Instructions to follow =
Check every line of the entries that follow, and copy the ones containing "TypeScript".

____

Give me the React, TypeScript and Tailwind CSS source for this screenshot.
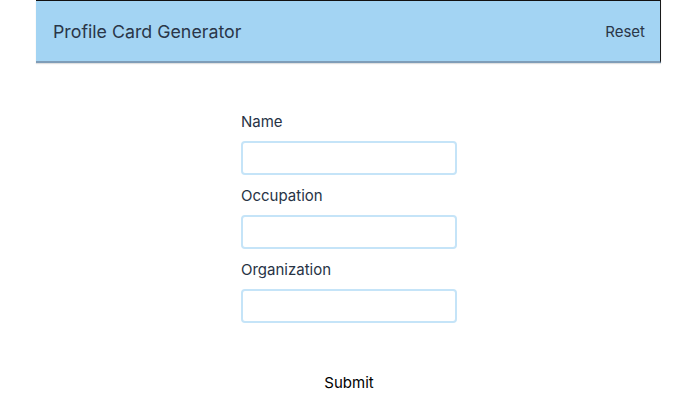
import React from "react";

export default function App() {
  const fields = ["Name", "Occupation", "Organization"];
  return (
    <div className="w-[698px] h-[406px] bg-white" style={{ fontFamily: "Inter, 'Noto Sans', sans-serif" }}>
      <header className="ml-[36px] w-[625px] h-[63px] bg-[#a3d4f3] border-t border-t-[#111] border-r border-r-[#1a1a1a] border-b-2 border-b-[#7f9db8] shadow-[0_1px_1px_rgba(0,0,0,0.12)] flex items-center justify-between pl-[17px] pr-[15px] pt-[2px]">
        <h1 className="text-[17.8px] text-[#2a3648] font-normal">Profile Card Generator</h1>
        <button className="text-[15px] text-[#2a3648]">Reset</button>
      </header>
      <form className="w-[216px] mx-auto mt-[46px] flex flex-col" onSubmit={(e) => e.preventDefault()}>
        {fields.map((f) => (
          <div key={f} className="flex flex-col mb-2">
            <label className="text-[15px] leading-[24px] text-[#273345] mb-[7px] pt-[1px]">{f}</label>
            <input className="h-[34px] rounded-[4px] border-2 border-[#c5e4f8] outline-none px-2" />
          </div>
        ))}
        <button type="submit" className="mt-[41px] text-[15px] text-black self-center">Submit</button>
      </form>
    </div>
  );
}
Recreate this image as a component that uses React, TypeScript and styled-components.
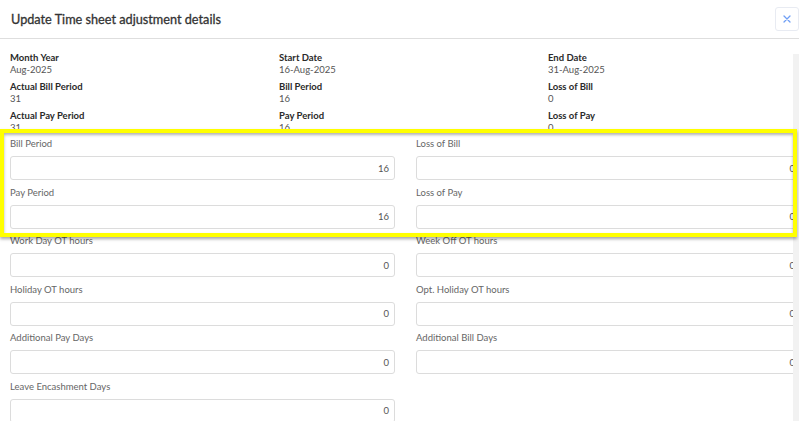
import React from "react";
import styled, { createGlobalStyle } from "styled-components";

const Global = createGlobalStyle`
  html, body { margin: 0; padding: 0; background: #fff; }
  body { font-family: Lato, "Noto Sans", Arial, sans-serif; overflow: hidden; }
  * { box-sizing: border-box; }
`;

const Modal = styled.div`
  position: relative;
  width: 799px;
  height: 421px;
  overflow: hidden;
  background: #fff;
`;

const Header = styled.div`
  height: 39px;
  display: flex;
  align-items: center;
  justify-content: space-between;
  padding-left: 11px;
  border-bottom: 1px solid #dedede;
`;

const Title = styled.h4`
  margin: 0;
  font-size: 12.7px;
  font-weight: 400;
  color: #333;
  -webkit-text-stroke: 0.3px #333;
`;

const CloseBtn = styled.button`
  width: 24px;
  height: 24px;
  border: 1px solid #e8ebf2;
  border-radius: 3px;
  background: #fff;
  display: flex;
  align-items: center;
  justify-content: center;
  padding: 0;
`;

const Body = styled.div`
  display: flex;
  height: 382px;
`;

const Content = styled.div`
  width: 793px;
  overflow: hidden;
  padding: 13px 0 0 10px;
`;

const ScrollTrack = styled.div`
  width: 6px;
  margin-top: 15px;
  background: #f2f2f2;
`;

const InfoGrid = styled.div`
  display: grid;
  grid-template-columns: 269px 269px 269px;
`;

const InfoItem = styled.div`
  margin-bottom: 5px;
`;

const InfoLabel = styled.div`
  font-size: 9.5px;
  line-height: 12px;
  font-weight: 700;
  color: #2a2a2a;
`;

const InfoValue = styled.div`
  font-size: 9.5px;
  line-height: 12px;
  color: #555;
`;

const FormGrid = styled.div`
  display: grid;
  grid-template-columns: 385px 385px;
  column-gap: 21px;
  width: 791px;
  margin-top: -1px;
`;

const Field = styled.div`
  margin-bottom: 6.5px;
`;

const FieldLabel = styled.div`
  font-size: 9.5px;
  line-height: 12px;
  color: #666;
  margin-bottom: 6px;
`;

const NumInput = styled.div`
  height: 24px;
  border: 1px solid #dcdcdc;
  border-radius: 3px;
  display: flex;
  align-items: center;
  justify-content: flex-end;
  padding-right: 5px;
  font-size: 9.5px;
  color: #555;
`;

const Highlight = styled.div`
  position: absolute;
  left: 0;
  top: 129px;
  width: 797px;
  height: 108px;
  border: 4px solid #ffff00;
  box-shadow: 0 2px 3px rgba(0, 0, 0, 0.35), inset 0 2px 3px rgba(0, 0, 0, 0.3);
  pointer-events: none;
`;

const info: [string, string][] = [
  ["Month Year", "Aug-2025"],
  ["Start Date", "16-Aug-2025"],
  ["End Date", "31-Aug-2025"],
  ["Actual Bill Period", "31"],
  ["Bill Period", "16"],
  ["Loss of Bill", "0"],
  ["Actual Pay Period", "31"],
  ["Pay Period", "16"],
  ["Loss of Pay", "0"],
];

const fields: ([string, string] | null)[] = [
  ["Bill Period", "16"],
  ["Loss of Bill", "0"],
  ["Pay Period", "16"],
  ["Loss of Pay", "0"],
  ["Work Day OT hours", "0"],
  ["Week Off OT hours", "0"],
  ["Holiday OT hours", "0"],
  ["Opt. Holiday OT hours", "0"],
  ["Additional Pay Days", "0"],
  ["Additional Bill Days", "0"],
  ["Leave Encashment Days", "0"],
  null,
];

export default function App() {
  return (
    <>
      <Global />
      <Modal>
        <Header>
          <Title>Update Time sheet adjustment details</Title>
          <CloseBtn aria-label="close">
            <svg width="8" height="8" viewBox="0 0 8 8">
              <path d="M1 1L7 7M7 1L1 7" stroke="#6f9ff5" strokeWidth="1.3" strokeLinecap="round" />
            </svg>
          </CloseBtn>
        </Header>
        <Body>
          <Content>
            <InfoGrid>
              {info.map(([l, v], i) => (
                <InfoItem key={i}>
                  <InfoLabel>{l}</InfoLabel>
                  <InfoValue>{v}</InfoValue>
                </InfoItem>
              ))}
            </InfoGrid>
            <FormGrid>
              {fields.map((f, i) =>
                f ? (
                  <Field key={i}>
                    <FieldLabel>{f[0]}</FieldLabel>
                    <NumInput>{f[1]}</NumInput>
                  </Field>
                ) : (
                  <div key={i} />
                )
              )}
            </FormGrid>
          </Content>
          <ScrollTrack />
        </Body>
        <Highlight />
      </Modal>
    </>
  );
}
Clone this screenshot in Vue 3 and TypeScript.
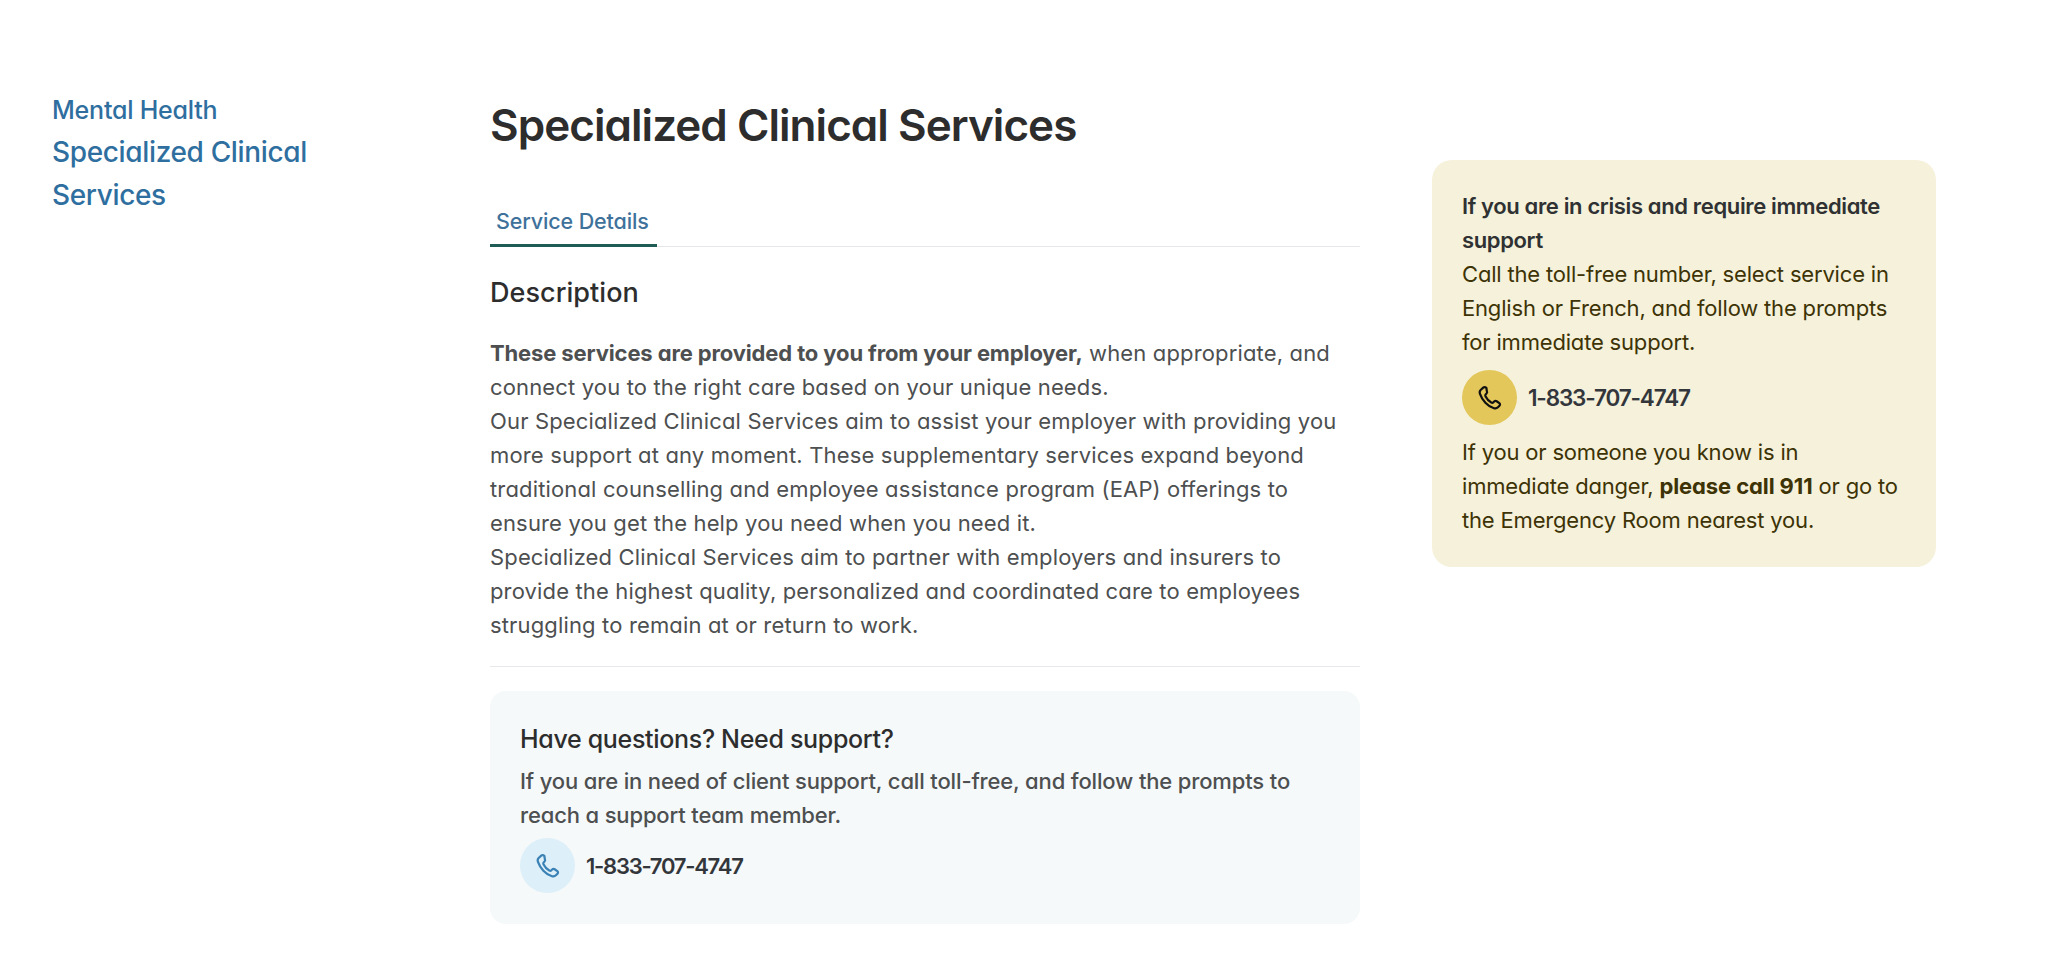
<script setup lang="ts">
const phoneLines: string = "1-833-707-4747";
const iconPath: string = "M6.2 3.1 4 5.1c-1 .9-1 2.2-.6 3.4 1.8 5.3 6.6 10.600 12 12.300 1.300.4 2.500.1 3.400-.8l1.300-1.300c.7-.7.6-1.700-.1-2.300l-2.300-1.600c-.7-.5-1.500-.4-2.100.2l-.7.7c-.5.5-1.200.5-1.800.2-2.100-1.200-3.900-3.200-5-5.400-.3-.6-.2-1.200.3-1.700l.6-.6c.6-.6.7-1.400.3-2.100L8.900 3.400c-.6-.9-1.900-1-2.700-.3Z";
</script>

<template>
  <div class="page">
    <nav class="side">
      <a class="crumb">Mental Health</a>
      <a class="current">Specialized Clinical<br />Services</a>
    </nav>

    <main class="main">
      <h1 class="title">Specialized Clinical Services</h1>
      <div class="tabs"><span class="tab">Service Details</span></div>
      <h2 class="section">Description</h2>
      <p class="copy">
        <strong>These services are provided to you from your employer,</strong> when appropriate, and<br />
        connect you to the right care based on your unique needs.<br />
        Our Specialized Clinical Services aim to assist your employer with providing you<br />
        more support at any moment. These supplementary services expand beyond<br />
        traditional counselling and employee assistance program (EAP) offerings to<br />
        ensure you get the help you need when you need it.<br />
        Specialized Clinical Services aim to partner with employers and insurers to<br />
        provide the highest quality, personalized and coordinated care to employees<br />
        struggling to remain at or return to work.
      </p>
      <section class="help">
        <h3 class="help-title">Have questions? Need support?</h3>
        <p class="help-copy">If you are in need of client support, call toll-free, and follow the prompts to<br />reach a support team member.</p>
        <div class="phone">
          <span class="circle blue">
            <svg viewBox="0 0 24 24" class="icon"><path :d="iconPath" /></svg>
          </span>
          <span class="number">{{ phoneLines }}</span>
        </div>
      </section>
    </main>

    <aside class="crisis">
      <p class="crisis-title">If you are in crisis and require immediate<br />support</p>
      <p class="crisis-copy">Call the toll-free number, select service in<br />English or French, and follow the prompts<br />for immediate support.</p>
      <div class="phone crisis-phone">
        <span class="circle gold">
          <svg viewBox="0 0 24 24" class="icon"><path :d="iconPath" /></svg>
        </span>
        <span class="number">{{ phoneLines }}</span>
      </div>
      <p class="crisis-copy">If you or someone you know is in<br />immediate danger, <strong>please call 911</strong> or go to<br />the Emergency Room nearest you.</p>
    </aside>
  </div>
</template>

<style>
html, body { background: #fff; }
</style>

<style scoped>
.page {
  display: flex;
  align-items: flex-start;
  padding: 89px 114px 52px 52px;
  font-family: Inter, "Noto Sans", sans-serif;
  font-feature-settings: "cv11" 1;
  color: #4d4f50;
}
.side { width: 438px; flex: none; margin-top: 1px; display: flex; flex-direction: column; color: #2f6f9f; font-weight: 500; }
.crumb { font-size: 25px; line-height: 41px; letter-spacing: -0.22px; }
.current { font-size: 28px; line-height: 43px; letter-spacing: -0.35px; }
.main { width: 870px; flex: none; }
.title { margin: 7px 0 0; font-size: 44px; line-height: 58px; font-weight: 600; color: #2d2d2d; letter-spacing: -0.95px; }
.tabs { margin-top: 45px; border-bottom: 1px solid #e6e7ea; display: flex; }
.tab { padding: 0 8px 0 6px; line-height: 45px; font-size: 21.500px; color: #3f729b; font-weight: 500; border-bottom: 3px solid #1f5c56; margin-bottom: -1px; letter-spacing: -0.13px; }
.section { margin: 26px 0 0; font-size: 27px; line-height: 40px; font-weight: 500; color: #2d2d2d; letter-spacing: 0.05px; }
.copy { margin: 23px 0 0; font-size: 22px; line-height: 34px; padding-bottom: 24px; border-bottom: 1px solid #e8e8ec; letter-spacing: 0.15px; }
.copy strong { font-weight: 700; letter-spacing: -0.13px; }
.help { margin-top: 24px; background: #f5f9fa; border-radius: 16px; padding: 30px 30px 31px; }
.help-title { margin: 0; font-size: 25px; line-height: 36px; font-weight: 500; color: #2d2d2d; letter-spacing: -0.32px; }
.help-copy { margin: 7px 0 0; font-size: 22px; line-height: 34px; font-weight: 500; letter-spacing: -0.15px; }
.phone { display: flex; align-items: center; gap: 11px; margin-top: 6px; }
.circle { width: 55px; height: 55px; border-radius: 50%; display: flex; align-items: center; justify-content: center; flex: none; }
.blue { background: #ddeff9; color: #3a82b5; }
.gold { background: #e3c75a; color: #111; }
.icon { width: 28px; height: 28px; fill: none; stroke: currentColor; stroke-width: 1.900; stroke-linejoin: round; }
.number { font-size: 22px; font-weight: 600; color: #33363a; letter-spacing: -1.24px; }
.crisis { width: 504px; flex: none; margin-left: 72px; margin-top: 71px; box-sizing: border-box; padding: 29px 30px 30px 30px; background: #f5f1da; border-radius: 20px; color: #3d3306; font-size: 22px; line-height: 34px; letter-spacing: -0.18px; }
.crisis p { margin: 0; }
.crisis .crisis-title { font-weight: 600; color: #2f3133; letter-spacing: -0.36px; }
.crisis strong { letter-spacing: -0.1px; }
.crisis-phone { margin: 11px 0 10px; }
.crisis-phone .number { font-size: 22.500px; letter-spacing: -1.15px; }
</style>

____

Output =
Give me the React, TypeScript and Tailwind CSS source for this screenshot.
Recreate this image as a component that uses React, TypeScript and styled-components.
Clone this screenshot in Vue 3 and TypeScript.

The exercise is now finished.